* DIRECTIONS FOR THIS TASK *
Copy out every line that contains "React".

* PROVIDED DATA *
>> Start

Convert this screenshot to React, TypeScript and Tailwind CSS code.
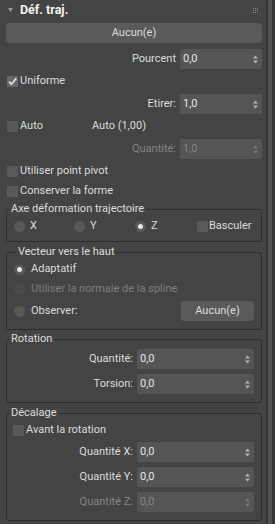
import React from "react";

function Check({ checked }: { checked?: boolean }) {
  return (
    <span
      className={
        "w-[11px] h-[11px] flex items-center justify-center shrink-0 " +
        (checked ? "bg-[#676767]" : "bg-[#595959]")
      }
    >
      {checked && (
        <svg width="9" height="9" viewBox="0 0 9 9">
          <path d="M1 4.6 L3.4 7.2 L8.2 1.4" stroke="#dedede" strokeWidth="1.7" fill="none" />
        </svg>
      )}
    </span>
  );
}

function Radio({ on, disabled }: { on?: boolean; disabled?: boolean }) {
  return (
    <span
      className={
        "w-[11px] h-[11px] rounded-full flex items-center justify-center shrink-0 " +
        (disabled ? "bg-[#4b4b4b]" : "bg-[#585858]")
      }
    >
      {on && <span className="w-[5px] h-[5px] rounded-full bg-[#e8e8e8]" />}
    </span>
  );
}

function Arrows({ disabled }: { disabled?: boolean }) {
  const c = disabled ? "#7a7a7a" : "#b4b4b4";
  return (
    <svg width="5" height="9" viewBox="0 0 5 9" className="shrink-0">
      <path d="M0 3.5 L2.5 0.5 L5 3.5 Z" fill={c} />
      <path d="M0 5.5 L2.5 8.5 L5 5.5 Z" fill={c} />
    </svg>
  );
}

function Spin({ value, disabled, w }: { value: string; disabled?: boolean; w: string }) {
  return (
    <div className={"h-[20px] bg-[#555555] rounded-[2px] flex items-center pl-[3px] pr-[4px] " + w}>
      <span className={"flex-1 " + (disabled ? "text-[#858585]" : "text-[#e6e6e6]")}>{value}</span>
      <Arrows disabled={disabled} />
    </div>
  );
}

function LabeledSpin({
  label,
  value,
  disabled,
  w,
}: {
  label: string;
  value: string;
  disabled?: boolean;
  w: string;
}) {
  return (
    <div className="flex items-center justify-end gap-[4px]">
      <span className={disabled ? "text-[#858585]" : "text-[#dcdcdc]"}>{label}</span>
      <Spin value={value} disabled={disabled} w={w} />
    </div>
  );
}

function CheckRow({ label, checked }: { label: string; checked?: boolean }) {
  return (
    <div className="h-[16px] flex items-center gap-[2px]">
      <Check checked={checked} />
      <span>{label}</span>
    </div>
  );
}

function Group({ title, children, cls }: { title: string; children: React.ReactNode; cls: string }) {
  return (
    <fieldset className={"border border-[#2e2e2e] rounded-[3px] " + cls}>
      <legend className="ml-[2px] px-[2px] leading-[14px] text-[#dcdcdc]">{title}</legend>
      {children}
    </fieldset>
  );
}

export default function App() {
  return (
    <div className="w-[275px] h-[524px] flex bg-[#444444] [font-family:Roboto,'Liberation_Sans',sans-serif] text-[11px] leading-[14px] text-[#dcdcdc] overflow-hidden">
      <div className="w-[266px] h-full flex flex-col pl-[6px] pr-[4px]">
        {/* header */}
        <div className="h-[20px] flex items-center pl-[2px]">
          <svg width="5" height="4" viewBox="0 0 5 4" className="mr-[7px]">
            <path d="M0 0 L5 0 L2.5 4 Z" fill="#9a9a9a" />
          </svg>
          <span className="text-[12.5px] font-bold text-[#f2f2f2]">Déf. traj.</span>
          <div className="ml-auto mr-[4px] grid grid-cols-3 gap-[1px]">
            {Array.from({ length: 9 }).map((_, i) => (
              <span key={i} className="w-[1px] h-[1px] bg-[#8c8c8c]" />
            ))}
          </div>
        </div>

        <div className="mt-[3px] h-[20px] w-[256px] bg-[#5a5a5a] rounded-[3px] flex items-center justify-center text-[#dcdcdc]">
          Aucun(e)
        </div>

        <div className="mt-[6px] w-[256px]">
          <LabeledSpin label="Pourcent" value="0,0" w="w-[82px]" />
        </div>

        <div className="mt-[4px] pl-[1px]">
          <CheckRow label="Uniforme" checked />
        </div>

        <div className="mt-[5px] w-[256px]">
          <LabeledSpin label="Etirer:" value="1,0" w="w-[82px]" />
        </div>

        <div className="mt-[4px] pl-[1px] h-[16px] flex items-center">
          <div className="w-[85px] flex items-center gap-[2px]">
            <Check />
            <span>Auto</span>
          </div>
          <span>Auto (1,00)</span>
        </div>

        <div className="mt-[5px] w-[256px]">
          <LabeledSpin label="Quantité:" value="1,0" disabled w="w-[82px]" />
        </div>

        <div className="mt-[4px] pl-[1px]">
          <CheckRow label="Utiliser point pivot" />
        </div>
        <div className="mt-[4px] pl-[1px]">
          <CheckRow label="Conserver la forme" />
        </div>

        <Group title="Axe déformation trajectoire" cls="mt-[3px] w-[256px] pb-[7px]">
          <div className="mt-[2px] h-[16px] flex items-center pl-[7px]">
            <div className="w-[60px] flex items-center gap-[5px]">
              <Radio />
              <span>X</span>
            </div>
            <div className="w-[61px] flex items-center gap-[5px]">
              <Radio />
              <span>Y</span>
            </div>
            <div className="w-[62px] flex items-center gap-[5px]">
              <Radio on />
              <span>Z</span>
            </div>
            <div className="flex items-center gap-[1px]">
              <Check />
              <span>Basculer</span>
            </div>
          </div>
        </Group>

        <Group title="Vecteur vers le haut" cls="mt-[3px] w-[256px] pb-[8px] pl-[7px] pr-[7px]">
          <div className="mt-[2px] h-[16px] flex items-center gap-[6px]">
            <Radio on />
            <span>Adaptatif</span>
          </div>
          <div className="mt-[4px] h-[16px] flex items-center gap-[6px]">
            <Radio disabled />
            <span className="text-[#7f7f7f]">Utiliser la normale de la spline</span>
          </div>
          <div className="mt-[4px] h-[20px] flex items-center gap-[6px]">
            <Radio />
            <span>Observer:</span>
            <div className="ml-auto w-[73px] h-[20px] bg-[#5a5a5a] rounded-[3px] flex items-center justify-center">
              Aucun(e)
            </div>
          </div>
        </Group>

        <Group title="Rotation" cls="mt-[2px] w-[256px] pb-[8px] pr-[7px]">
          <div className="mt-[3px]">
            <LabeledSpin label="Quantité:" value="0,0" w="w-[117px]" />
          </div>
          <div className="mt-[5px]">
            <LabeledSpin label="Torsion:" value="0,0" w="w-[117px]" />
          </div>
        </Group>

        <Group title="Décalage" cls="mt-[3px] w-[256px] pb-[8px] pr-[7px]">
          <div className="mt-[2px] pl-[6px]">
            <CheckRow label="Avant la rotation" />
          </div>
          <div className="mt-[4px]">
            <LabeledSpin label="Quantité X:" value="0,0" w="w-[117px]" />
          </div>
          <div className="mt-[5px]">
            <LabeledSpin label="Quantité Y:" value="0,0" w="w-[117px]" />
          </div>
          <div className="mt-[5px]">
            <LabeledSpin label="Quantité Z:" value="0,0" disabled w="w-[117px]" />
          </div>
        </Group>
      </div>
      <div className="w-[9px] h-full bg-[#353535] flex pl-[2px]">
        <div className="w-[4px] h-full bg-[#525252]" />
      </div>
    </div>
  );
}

>> End

* WRITTEN RESPONSE *
Convert this screenshot to React, TypeScript and Tailwind CSS code.
import React from "react";
function Group({ title, children, cls }: { title: string; children: React.ReactNode; cls: string }) {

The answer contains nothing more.